To calculate the probability of scoring above 500 on the GMAT, use the standard normal distribution table. To determine the score needed to be in the highest 5%, find the corresponding z-score and solve for x.

Explanation:

To calculate the probability of an individual scoring above 500 on the GMAT, we need to find the area under the normal distribution curve to the right of 500. First, we standardize the score using the formula z = (x - mean) / standard deviation. In this case, z = (500 - 527) / 112 = -0.2411. Using the provided table, we can find that the probability is approximately 0.4052.

Next, to determine the score required to be in the highest 5%, we need to find the z-score corresponding to that percentile.

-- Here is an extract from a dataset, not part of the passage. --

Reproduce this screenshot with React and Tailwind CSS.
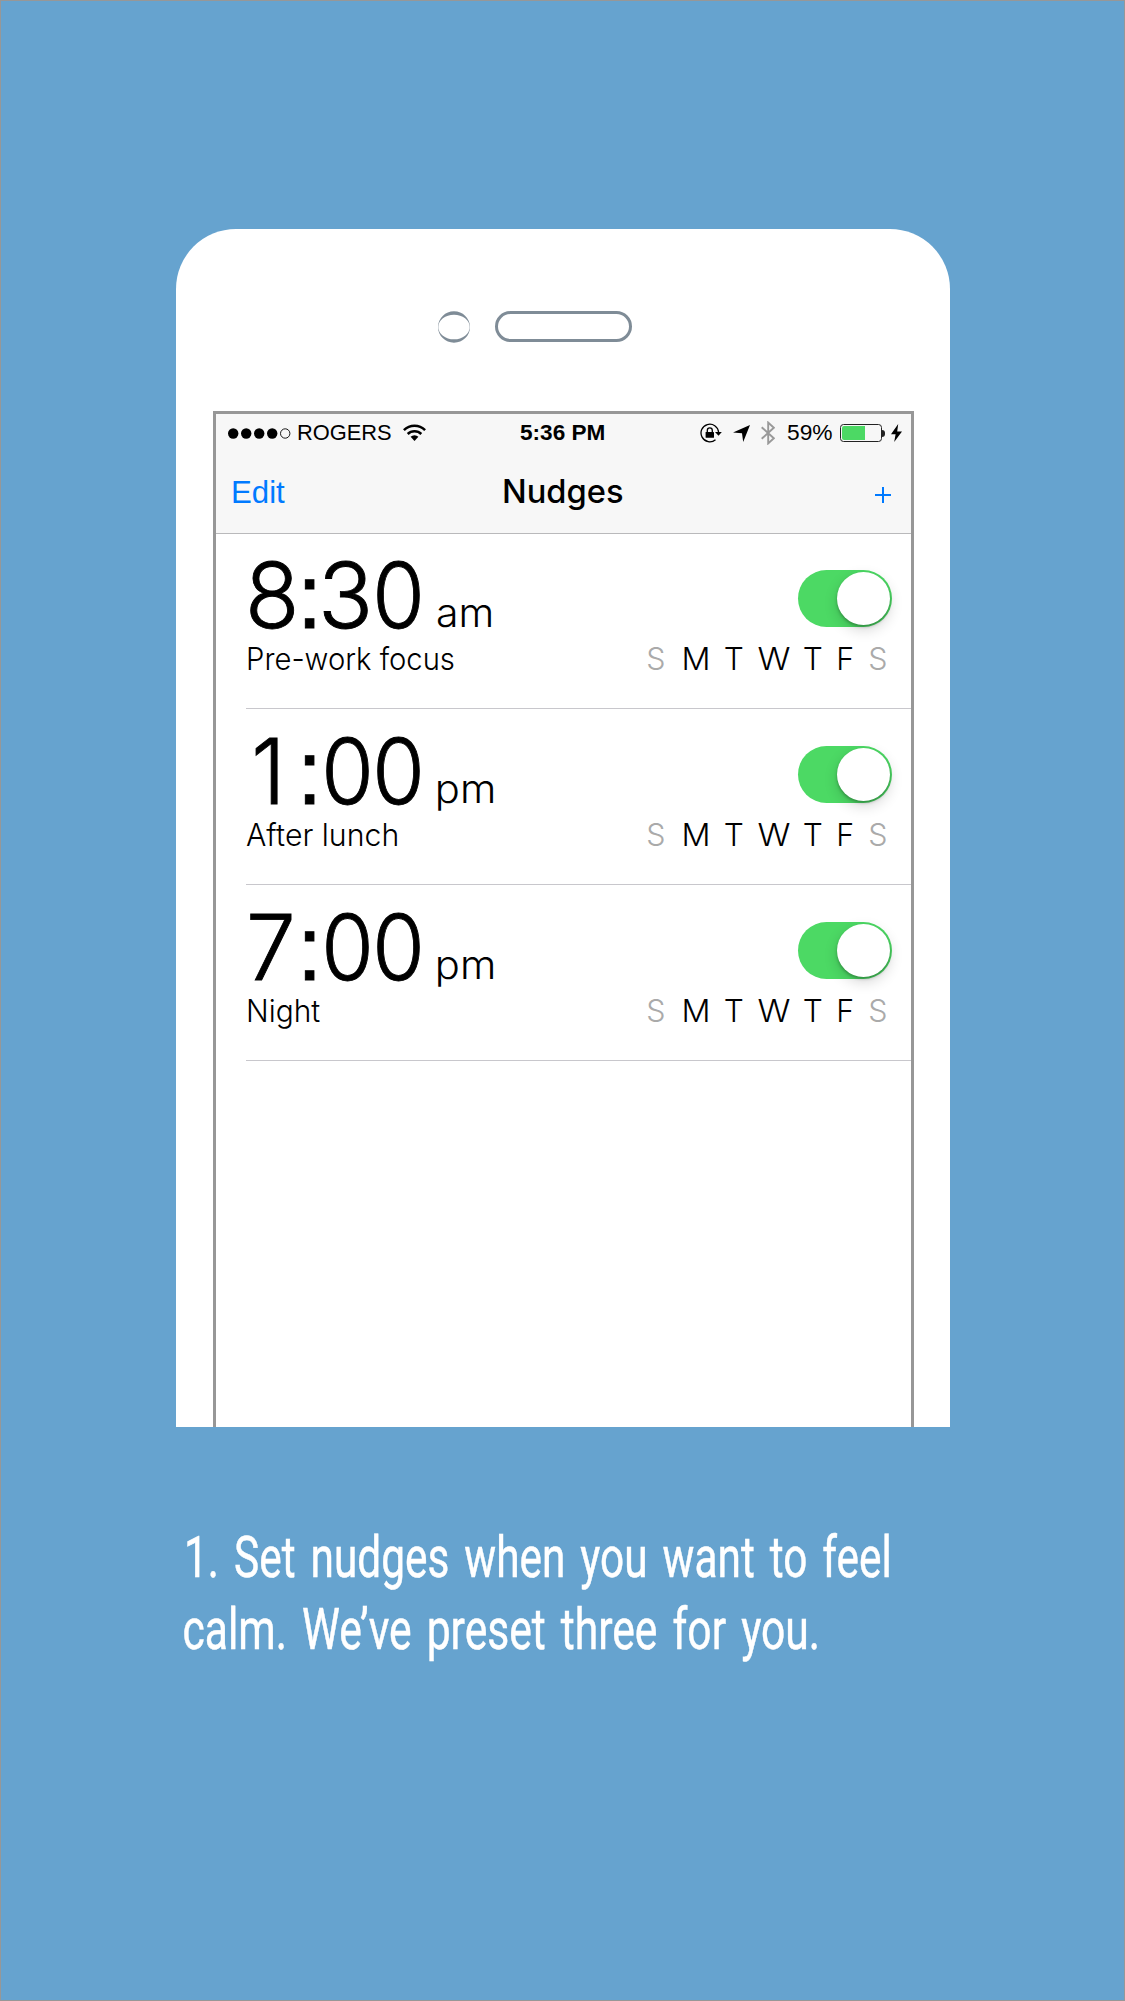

Using a standard normal distribution table or calculator, we find that the z-score for the highest 5% is approximately 1.645. Rearranging the formula z = (x - mean) / standard deviation, we can solve for x to find the corresponding GMAT score: 1.645 = (x - 527) / 112. Solving for x gives us x ≈ 747. In order to score in the highest 5% on the GMAT, an individual must score approximately 747 or above.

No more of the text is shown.